Andrew Goldberg, senior principal scientist in Amazon’s Middle Mile organization, has been awarded the SIGecom Test of Time Award for “foundational work initiating a long and fruitful line of work in approximately revenue-optimal auction design in prior free settings” for a paper he co-authored in 2001.
SIGecom, or the ACM Special Interest Group on Economics and Computation, issues its test of time award to recognize “the author or authors of an influential paper or series of papers published between ten and twenty-five years ago that has significantly impacted research or applications exemplifying the interplay of economics and computation.”
The paper, “Competitive Auctions and Digital Goods”, studied “a class of single round, sealed bid auctions for items in unlimited supply, such as digital goods. We focus on auctions that are truthful and competitive.
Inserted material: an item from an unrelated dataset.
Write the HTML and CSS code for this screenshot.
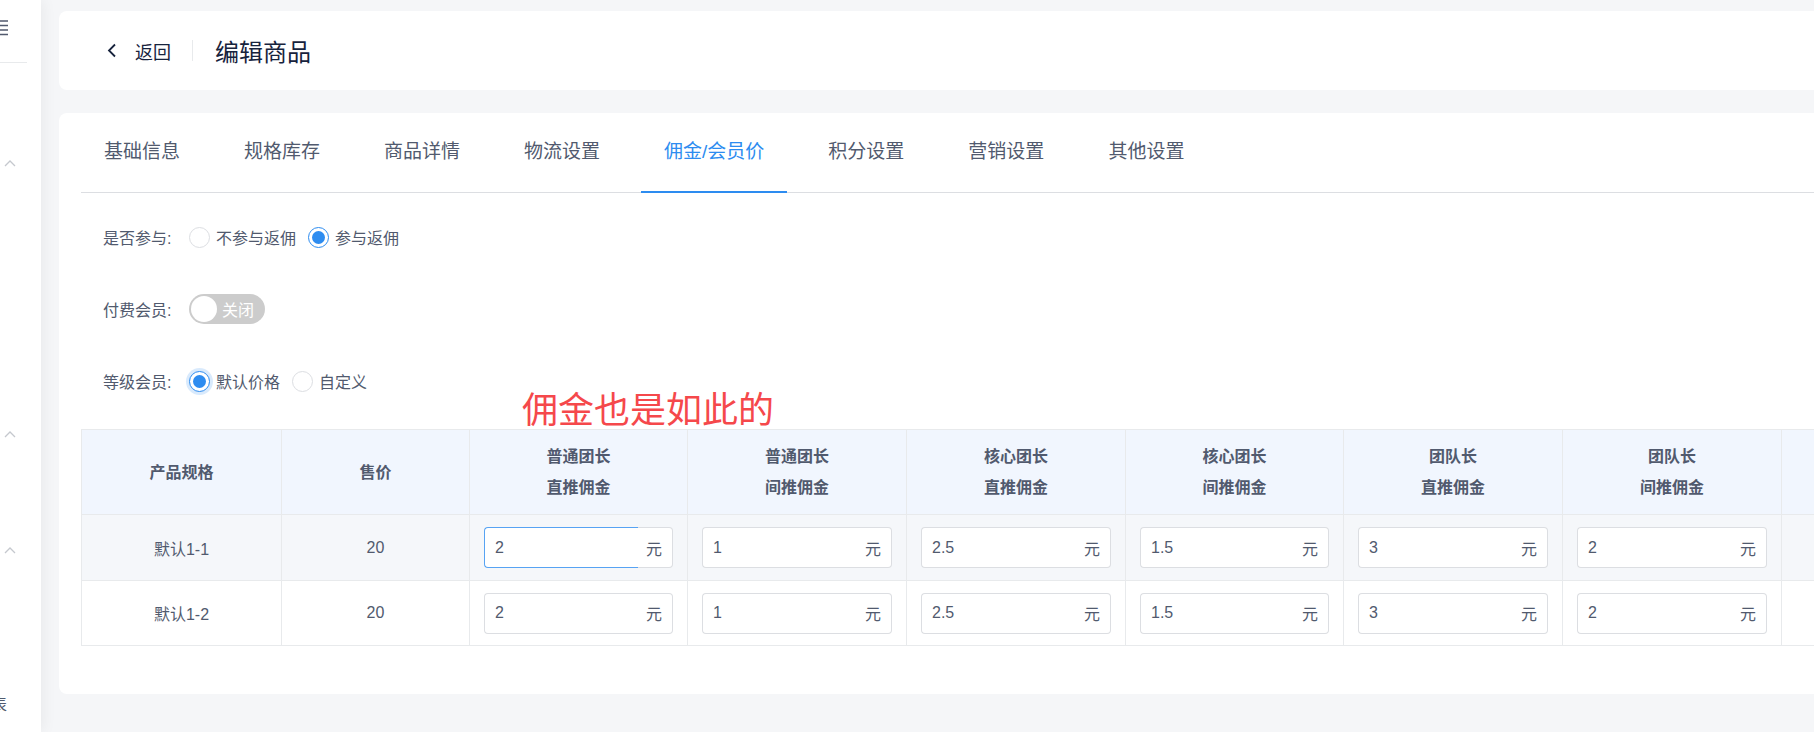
FILE: index.html
```html
<!DOCTYPE html>
<html lang="zh-CN">
  <head>
    <meta charset="UTF-8" />
    <title>编辑商品</title>
    <link rel="stylesheet" href="styles.css">
  </head>

  <body>
    <!-- 左侧菜单（收起后只露出一条） -->
    <div class="side">
      <div class="side-top">
        <svg class="menu-icon" width="9" height="18" viewBox="0 0 9 18">
          <path d="M0 3h8M0 7.5h8M0 12h8M0 16.5h8" stroke="#515a6e" stroke-width="1.6" fill="none" />
        </svg>
      </div>
      <div class="side-item item-a">
        <svg width="12" height="7" viewBox="0 0 12 7"><path d="M1 6L6 1l5 5" stroke="#c5c8ce" stroke-width="1.3" fill="none" /></svg>
      </div>
      <div class="side-item item-b">
        <svg width="12" height="7" viewBox="0 0 12 7"><path d="M1 6L6 1l5 5" stroke="#c5c8ce" stroke-width="1.3" fill="none" /></svg>
      </div>
      <div class="side-item item-c">
        <svg width="12" height="7" viewBox="0 0 12 7"><path d="M1 6L6 1l5 5" stroke="#c5c8ce" stroke-width="1.3" fill="none" /></svg>
      </div>
      <div class="side-text">表</div>
    </div>

    <div class="main">
      <!-- 顶部返回栏 -->
      <div class="card page-head">
        <a class="back" href="javascript:;">
          <svg width="10" height="15" viewBox="0 0 10 15"><path d="M8 1.5L2 7.5l6 6" stroke="#17233d" stroke-width="1.8" fill="none" /></svg>
          返回
        </a>
        <span class="head-line"></span>
        <h1 class="head-title">编辑商品</h1>
      </div>

      <!-- 编辑内容 -->
      <div class="card edit-box">
        <ul class="tabs">
          <li>基础信息</li>
          <li>规格库存</li>
          <li>商品详情</li>
          <li>物流设置</li>
          <li class="active">佣金/会员价</li>
          <li>积分设置</li>
          <li>营销设置</li>
          <li>其他设置</li>
        </ul>

        <div class="form">
          <div class="form-row">
            <span class="form-label">是否参与:</span>
            <label class="radio"><span class="radio-dot"></span>不参与返佣</label>
            <label class="radio checked"><span class="radio-dot"></span>参与返佣</label>
          </div>
          <div class="form-row">
            <span class="form-label">付费会员:</span>
            <span class="switch"><span class="switch-knob"></span>关闭</span>
          </div>
          <div class="form-row">
            <span class="form-label">等级会员:</span>
            <label class="radio checked focus"><span class="radio-dot"></span>默认价格</label>
            <label class="radio"><span class="radio-dot"></span>自定义</label>
          </div>
        </div>

        <div class="tip">佣金也是如此的</div>

        <table class="price-table">
          <colgroup>
            <col style="width: 200px" />
            <col style="width: 188px" />
            <col style="width: 218px" />
            <col style="width: 219px" />
            <col style="width: 219px" />
            <col style="width: 218px" />
            <col style="width: 219px" />
            <col style="width: 219px" />
            <col style="width: 219px" />
          </colgroup>
          <thead>
            <tr>
              <th>产品规格</th>
              <th>售价</th>
              <th>普通团长<br />直推佣金</th>
              <th>普通团长<br />间推佣金</th>
              <th>核心团长<br />直推佣金</th>
              <th>核心团长<br />间推佣金</th>
              <th>团队长<br />直推佣金</th>
              <th>团队长<br />间推佣金</th>
              <th></th>
            </tr>
          </thead>
          <tbody>
            <tr class="row-hover">
              <td>默认1-1</td>
              <td>20</td>
              <td><div class="field focus"><input type="text" value="2" /><span class="unit">元</span></div></td>
              <td><div class="field"><input type="text" value="1" /><span class="unit">元</span></div></td>
              <td><div class="field"><input type="text" value="2.5" /><span class="unit">元</span></div></td>
              <td><div class="field"><input type="text" value="1.5" /><span class="unit">元</span></div></td>
              <td><div class="field"><input type="text" value="3" /><span class="unit">元</span></div></td>
              <td><div class="field"><input type="text" value="2" /><span class="unit">元</span></div></td>
              <td></td>
            </tr>
            <tr>
              <td>默认1-2</td>
              <td>20</td>
              <td><div class="field"><input type="text" value="2" /><span class="unit">元</span></div></td>
              <td><div class="field"><input type="text" value="1" /><span class="unit">元</span></div></td>
              <td><div class="field"><input type="text" value="2.5" /><span class="unit">元</span></div></td>
              <td><div class="field"><input type="text" value="1.5" /><span class="unit">元</span></div></td>
              <td><div class="field"><input type="text" value="3" /><span class="unit">元</span></div></td>
              <td><div class="field"><input type="text" value="2" /><span class="unit">元</span></div></td>
              <td></td>
            </tr>
          </tbody>
        </table>
      </div>
    </div>
  </body>
</html>
```

FILE: styles.css
```css
* {
  margin: 0;
  padding: 0;
  box-sizing: border-box;
}
ul {
  list-style: none;
}
body {
  display: flex;
  height: 732px;
  overflow: hidden;
  background-color: #f5f6f8;
  font-family: "Liberation Sans", "Noto Sans CJK SC", sans-serif;
  font-size: 16px;
  color: #515a6e;
}

/* 左侧菜单 */
.side {
  width: 41px;
  flex: none;
  background-color: #fff;
  box-shadow: 3px 0 14px rgba(0, 0, 0, 0.05);
  position: relative;
  z-index: 1;
  overflow: hidden;
}
.side-top {
  width: 27px;
  height: 63px;
  padding-top: 18px;
  border-bottom: 1px solid #e8eaec;
}
.menu-icon {
  display: block;
}
.side-item {
  height: 12px;
  padding: 2px 0 0 4px;
}
.side-item svg {
  display: block;
}
.item-a {
  margin-top: 95px;
}
.item-b {
  margin-top: 259px;
}
.item-c {
  margin-top: 104px;
}
/* 菜单文字被收起，只露出右半边 */
.side-text {
  margin: 138px 0 0 -9px;
  font-size: 16px;
  line-height: 20px;
}

/* 右侧主体 */
.main {
  flex: 1;
  min-width: 0;
  padding: 11px 0 0 18px;
  overflow: hidden;
}
.card {
  background-color: #fff;
  border-radius: 8px;
  margin-right: -20px;
}

/* 返回栏 */
.page-head {
  height: 79px;
  display: flex;
  align-items: center;
  padding-left: 48px;
}
.back {
  display: flex;
  align-items: center;
  font-size: 18px;
  color: #17233d;
  text-decoration: none;
}
.back svg {
  margin-right: 18px;
}
.head-line {
  width: 1px;
  height: 21px;
  background-color: #e8eaec;
  margin: 0 22px 0 21px;
}
.head-title {
  font-size: 24px;
  font-weight: normal;
  color: #17233d;
}

/* 编辑框 */
.edit-box {
  margin-top: 23px;
  height: 581px;
  padding: 0 0 0 22px;
  position: relative;
}
.tabs {
  display: flex;
  align-items: flex-start;
  gap: 18px;
  height: 80px;
  border-bottom: 1px solid #dcdee2;
}
.tabs li {
  padding: 0 23px;
  font-size: 19px;
  line-height: 78px;
  color: #515a6e;
  cursor: pointer;
}
.tabs .active {
  color: #2d8cf0;
  border-bottom: 2px solid #2d8cf0;
}

/* 表单 */
.form {
  display: flex;
  flex-direction: column;
  gap: 32px;
  padding: 24px 0 0 22px;
}
.form-row {
  display: flex;
  align-items: center;
  height: 40px;
}
.form-label {
  width: 86px;
}
.radio {
  display: flex;
  align-items: center;
  margin-right: 12px;
}
.radio-dot {
  display: flex;
  align-items: center;
  justify-content: center;
  width: 21px;
  height: 21px;
  margin-right: 6px;
  border: 1px solid #dcdee2;
  border-radius: 50%;
  background-color: #fff;
}
.radio.checked .radio-dot {
  border-color: #2d8cf0;
}
.radio.checked .radio-dot::after {
  content: "";
  width: 13px;
  height: 13px;
  border-radius: 50%;
  background-color: #2d8cf0;
}
.radio.focus .radio-dot {
  box-shadow: 0 0 0 3px rgba(45, 140, 240, 0.18);
}
.switch {
  display: flex;
  align-items: center;
  width: 76px;
  height: 30px;
  padding: 0 2px;
  border-radius: 15px;
  background-color: #cccccc;
  color: #fff;
}
.switch-knob {
  width: 26px;
  height: 26px;
  margin-right: 5px;
  border-radius: 50%;
  background-color: #fff;
}

/* 红字提示 */
.tip {
  position: absolute;
  left: 463px;
  top: 279px;
  font-size: 36px;
  line-height: 38px;
  color: #f5484b;
}

/* 价格表 */
.price-table {
  margin-top: 28px;
  width: 1919px;
  table-layout: fixed;
  border-collapse: collapse;
}
.price-table th,
.price-table td {
  border: 1px solid #e8eaec;
  text-align: center;
}
.price-table th {
  height: 85px;
  background-color: #f1f6fe;
  font-weight: bold;
  line-height: 31px;
}
.price-table td {
  height: 65px;
  padding: 0 14px;
}
.price-table .row-hover td {
  height: 66px;
  background-color: #f5f7fa;
}

/* 带单位的输入框 */
.field {
  display: flex;
  height: 41px;
}
.field input {
  flex: 1;
  min-width: 0;
  padding-left: 10px;
  border: 1px solid #dcdee2;
  border-right: 0;
  border-radius: 4px 0 0 4px;
  font: inherit;
  color: #515a6e;
  background-color: #fff;
  outline: none;
}
.field .unit {
  display: flex;
  align-items: center;
  justify-content: flex-end;
  width: 35px;
  padding-right: 10px;
  border: 1px solid #dcdee2;
  border-left: 0;
  border-radius: 0 4px 4px 0;
  background-color: #fff;
}
.field.focus input {
  border-color: #57a3f3;
}
```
Truthful auctions encourage bidders to bid their utility; competitive auctions yield revenue within a constant factor of the revenue for optimal fixed pricing.”
Goldberg and his co-authors, Jason D. Hartline, a computer science professor at Northwestern University, and Andrew Wright, former chief technology officer at N-Dimension Solutions who passed away in 2015, showed that sellers can price items in unlimited supply without the knowledge of bidder valuation distribution. Their paper influenced research on mechanism design, including that for online ad bidding.
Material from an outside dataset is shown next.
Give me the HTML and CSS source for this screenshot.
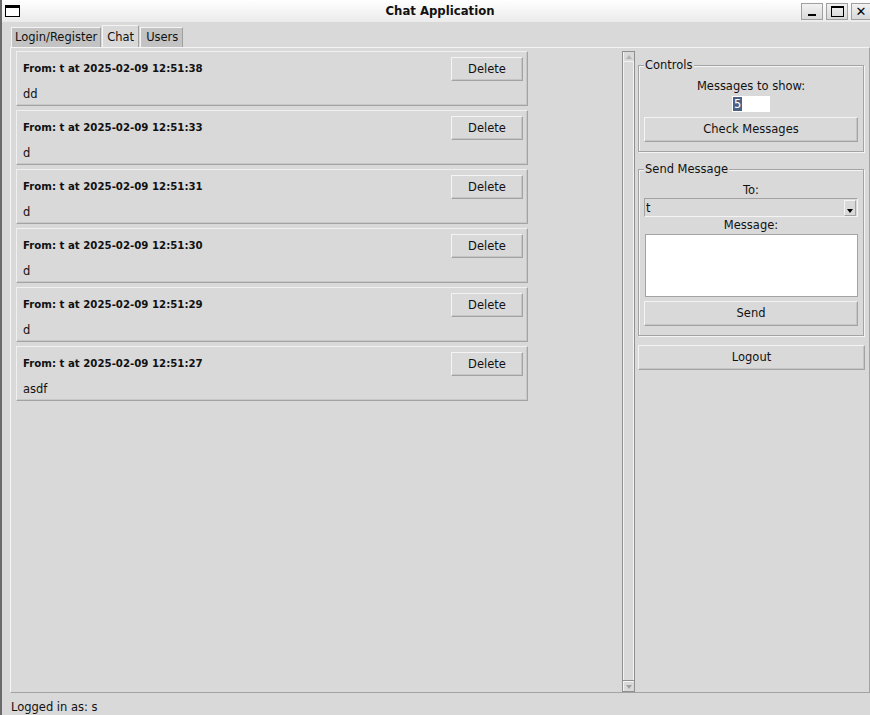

“Much of internet advertising involves auctions, these auctions are different from traditional auctions where, for example, you're buying a piece of art,” Goldberg explained.
Those traditional auctions are known as first-price auctions: several people bid simultaneously and the highest bid wins. However, the prices obtained at first-price auctions can be warped by bidders with access to greater resources. For rarer items, like paintings, that is not an issue, but for unlimited online goods such as ad space, sellers want to encourage frequent and competitive bidding.
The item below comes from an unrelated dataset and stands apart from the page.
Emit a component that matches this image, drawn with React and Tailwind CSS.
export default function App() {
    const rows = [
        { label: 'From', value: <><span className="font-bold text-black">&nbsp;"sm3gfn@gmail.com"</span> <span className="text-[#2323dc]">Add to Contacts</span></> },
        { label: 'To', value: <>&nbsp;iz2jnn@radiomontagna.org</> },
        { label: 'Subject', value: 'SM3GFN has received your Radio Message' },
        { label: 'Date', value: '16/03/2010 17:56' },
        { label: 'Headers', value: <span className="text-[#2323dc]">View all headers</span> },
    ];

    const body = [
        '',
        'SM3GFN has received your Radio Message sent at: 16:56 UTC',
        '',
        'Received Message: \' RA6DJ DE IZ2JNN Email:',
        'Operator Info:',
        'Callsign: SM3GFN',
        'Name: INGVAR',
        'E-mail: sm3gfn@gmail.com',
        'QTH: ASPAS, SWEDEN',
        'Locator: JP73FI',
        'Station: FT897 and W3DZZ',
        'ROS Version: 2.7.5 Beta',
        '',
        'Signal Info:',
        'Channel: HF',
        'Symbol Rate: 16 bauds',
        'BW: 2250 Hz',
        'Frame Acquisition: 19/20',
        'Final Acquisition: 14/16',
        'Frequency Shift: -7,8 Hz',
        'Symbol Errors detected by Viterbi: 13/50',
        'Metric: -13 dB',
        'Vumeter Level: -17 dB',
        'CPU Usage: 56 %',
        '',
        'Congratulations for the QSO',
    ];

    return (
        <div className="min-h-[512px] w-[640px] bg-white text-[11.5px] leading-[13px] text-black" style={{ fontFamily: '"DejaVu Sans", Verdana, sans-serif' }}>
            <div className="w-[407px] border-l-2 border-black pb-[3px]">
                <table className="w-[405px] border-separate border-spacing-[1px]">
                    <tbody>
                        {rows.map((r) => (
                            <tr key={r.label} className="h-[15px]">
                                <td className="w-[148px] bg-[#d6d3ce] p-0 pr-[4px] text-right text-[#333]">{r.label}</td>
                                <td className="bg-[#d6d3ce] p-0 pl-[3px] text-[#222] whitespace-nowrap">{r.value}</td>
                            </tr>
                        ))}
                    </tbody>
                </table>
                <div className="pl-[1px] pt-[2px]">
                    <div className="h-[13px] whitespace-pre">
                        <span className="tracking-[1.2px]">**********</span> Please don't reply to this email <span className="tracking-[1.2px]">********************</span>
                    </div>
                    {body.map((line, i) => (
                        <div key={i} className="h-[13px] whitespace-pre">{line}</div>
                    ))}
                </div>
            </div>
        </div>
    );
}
At the same time, those same sellers also want to maximize revenue by setting the optimal price. However because the bids customers submit in an auction may not align with what they actually believe an item to be worth, sellers run the risk of setting a suboptimal price point.
“Customers have a private valuation, and then they may bid something which is different from their valuation,” Goldberg explained. “If you know the distribution of these values, then you can price goods very well. At the time the paper had been written, economists designed auctions for known distributions of bidder valuations, but online we often don't really know what that distribution is. So we realized we needed something else.”
To address those shortcomings, Goldberg and his colleagues turned to Vickrey auctions. William Vickrey was a Columbia professor and a Nobel Prize winner who devised an auction system known as a sealed-bid second-price auction. In those auctions, bidders submit sealed bids. The highest bidder still wins, but that bidder pays the price set by the second-highest bid. That approach helps incentivize bidders to bid the true value of the item and is known in game theory as a truthful or strategy-proof mechanism. “In truthful mechanism, the bidders’ best strategy is just to reveal their value, they cannot do better,” Goldberg said.
Goldberg and his co-authors also wanted to demonstrate that the auction yields a competitive revenue for the seller. “If you know the bidder distribution, you can get the expected total valuation and calibrate the expected revenue. So you can gauge how good the auction is. But in cases where you can make no assumptions about the distribution, how do you know your auction is good?”
He explained they achieved that by taking random samples of the bids and using those to estimate bidder distribution and then set prices for the remaining bidders. To gauge auction quality, they compared the resulting auction to an optimal omniscient auction. In that scenario, the seller has perfect knowledge of all bids and can, therefore, set a price that maximizes revenue. “We showed that, in the case of digital goods, the random sampling strategy comes within a constant factor of what the optimum omniscient auction can do.”
“Andrew’s innovative algorithm work has helped shape the way we use the internet as a marketplace, from the way vendors around the world advertise products, to how customers view and select products they wish to buy, to how those products are efficiently and quickly delivered to your door step,” said Tim Jacobs, director of Middle Mile Research Science and Optimization at Amazon.
Goldberg noted the idea he and his co-authors proposed sparked interest among those in algorithmic game theory and economics and inspired further research in what was then an emerging area, prior-free mechanism design.
“The point of this test of time of award is you come back later and see that a paper written 20 years ago motivated a fruitful line of follow up research,” Goldberg said. “And it turned out that this idea of distribution-free analysis, auction design, and using random sampling to truthfully learn valuations led to lots of other, deeper results.”
Prior to joining Amazon in 2014 as a senior principal scientist, Goldberg worked for 12 years at Microsoft as a principal researcher. Goldberg earned a master of science in computer science at University of California, Berkley, and a PhD in philosophy at MIT.